### DATASET EXTRACT ###

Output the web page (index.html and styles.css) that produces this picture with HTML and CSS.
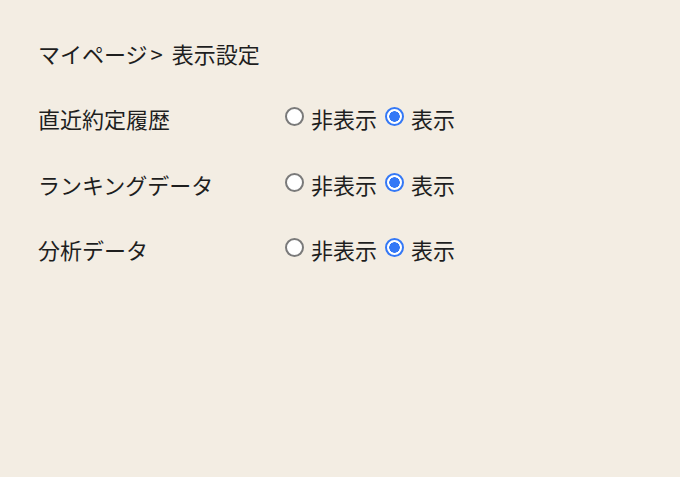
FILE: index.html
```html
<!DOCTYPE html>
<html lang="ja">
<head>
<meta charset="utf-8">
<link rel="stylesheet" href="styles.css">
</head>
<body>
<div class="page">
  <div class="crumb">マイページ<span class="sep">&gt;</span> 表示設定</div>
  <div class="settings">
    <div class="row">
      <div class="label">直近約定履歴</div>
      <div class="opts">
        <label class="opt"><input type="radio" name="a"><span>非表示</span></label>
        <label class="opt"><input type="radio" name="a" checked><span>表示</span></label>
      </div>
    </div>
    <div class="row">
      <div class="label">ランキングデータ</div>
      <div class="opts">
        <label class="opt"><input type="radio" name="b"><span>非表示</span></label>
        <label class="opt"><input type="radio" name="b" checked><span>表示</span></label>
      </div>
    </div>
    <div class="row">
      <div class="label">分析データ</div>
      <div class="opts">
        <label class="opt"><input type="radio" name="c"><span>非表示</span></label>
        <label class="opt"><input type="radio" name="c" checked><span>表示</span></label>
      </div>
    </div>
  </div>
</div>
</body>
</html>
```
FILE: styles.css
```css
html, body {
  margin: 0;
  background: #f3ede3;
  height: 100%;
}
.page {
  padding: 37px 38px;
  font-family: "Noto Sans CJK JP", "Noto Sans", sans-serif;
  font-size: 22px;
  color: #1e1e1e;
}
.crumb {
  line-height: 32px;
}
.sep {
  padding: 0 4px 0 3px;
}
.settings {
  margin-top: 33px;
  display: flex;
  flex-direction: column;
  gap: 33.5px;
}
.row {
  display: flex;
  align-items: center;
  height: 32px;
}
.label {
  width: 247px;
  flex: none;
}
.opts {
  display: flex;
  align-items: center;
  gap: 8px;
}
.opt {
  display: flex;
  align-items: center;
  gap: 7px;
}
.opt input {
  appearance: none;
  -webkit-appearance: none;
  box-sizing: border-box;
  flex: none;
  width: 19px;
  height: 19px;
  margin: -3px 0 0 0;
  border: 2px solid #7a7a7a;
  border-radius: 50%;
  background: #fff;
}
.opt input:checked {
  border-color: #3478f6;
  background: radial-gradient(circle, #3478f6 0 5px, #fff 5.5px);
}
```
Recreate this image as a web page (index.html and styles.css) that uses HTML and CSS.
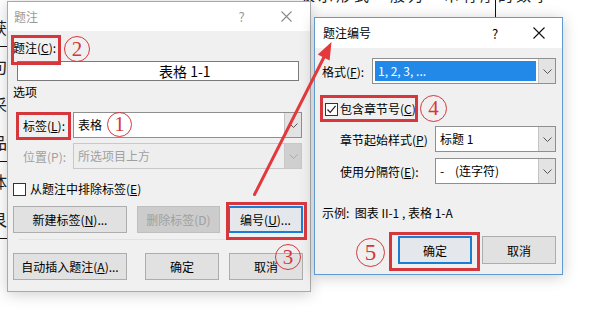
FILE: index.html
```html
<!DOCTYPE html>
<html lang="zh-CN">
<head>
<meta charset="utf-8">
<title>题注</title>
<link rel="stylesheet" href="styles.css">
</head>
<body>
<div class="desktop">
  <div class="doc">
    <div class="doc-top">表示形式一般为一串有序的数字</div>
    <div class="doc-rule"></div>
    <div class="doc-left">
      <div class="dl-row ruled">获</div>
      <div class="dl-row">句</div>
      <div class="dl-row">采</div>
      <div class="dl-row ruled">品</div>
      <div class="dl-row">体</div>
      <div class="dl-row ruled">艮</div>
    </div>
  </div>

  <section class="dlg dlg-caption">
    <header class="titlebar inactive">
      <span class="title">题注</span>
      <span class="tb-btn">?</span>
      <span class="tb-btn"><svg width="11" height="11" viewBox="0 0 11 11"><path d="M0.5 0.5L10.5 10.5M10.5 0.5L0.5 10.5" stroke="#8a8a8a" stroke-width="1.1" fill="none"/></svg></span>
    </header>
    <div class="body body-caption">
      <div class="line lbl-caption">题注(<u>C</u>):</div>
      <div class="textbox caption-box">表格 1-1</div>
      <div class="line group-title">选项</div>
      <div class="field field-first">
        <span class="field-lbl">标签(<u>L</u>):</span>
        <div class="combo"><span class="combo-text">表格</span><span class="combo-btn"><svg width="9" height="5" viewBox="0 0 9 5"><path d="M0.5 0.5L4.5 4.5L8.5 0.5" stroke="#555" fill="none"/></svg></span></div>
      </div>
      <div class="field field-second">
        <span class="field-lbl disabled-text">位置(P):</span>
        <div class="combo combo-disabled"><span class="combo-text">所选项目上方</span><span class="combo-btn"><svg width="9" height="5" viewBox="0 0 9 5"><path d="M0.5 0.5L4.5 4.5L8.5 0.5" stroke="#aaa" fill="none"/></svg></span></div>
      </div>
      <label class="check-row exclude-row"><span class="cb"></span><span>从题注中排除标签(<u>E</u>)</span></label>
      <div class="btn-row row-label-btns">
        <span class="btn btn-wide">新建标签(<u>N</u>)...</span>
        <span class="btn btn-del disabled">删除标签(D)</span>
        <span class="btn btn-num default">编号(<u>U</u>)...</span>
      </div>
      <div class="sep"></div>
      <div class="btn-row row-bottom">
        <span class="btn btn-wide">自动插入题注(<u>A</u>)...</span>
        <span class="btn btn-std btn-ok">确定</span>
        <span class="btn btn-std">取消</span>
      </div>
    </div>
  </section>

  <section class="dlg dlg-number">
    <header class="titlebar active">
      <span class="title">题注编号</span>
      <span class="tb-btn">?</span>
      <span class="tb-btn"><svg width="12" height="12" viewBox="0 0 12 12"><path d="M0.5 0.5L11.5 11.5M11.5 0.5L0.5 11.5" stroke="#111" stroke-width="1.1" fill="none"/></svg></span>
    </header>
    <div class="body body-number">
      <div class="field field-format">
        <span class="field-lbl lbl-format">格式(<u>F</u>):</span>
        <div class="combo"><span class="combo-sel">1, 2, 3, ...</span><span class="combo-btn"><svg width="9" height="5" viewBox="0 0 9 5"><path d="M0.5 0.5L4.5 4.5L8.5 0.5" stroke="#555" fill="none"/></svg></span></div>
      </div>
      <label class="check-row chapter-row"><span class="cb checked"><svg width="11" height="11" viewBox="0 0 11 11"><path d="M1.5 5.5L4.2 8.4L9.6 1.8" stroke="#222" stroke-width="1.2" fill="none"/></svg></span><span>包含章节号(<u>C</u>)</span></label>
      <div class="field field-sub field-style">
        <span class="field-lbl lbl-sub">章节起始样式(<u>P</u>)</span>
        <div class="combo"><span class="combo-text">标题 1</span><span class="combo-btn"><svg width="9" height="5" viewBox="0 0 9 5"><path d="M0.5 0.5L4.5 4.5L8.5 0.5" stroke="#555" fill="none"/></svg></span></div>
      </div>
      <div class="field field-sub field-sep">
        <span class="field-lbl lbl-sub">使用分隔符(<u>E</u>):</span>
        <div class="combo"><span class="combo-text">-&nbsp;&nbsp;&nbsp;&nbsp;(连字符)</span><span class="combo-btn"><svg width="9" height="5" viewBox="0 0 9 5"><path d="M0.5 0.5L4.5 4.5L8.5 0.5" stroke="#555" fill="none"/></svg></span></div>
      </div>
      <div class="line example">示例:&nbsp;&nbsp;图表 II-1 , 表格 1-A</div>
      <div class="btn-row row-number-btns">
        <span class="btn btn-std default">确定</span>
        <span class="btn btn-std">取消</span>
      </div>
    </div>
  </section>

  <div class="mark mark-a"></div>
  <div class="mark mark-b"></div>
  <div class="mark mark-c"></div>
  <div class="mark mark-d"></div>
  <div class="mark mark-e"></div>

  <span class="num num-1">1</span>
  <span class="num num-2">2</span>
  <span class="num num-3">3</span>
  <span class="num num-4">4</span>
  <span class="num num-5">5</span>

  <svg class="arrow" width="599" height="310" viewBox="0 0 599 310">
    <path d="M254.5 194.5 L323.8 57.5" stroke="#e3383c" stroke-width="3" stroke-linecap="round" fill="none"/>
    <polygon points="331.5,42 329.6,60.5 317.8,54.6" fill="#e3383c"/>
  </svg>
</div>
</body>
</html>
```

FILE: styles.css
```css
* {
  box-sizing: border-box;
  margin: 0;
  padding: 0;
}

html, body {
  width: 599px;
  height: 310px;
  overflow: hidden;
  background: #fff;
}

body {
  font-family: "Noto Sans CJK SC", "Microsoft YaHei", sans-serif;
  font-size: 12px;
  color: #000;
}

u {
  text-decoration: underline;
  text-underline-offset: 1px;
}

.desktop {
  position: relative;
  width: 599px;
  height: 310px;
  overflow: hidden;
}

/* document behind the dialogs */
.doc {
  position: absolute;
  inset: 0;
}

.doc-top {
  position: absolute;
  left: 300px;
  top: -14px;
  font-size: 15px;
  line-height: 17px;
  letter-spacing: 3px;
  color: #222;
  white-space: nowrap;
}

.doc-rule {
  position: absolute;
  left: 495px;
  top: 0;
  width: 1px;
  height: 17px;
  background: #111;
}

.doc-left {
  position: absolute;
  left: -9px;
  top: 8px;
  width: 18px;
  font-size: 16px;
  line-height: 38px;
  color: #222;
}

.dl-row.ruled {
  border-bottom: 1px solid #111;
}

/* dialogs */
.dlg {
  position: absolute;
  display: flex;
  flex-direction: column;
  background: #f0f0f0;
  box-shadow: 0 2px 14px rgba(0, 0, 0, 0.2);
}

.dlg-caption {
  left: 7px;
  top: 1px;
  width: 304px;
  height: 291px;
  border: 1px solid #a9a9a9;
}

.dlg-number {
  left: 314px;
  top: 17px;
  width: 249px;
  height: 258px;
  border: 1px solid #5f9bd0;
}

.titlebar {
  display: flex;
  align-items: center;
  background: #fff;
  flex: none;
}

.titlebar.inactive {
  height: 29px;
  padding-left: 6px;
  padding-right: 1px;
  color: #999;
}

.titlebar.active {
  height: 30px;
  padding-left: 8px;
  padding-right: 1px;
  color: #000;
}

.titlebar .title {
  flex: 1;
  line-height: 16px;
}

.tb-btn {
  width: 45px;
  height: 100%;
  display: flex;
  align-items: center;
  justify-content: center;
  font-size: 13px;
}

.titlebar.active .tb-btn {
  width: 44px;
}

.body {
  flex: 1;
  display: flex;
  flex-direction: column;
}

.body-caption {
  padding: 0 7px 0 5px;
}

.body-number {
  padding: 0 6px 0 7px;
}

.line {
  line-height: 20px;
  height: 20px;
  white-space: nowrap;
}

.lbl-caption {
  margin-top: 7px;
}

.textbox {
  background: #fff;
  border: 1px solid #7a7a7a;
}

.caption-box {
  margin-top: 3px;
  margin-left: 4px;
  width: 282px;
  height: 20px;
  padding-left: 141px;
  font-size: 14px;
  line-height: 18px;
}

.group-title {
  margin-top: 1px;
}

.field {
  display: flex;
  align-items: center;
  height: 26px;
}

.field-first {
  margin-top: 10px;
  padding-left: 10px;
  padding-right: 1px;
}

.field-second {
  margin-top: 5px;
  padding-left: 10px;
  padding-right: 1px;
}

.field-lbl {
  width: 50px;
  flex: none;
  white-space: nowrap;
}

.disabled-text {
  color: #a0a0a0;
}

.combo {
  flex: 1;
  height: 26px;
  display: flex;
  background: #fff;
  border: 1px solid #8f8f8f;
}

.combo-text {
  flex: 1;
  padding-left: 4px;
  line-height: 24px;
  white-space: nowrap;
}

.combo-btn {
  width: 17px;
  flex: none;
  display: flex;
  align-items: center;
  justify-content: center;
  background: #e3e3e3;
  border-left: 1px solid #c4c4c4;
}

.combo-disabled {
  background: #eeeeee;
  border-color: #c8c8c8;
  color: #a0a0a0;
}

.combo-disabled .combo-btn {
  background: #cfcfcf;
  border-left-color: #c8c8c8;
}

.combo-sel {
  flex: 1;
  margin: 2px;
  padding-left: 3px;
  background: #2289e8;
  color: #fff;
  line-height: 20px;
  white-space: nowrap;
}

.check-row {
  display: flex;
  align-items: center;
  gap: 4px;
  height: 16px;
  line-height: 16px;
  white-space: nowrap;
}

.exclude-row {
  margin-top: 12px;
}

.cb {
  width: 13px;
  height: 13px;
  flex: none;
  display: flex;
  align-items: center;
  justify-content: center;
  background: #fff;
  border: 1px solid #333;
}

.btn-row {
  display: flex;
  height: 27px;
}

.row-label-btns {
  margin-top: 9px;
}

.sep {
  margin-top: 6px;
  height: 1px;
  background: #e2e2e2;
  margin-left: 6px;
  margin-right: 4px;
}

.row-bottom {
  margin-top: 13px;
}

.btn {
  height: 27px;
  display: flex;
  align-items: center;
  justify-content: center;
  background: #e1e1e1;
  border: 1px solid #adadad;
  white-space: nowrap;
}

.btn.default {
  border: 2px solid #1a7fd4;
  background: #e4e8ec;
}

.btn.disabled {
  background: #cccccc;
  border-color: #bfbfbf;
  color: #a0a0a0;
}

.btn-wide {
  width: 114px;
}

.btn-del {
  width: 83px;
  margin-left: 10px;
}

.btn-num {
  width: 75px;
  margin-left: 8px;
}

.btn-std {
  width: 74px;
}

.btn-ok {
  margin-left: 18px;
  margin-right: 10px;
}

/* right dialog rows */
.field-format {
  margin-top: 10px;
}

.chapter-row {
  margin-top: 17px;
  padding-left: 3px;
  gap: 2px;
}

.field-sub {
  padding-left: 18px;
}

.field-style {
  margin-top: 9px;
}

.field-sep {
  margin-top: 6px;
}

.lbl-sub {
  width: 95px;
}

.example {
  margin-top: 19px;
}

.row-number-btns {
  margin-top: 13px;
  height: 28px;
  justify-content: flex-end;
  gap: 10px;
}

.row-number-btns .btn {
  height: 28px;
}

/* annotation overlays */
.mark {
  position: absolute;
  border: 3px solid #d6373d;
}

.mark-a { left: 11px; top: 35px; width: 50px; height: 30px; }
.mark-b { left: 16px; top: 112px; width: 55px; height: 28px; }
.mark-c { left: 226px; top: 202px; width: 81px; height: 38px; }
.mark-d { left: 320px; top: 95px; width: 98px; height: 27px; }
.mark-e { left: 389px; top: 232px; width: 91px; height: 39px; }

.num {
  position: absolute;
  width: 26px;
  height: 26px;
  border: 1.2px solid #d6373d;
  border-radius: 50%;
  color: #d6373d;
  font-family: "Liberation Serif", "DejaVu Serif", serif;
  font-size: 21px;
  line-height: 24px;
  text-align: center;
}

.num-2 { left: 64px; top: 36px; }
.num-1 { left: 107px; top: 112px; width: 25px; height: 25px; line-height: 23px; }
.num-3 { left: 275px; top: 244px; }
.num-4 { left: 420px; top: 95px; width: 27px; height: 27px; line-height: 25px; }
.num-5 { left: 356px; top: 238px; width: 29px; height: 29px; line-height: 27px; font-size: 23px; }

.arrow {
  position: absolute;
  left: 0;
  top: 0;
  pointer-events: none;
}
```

###

(WHAT THE EXERCISE ASKS): Select every line of the material above holding the word "index" and copy it.

(SOLUTION):
Output the web page (index.html and styles.css) that produces this picture with HTML and CSS.
FILE: index.html
Recreate this image as a web page (index.html and styles.css) that uses HTML and CSS.
FILE: index.html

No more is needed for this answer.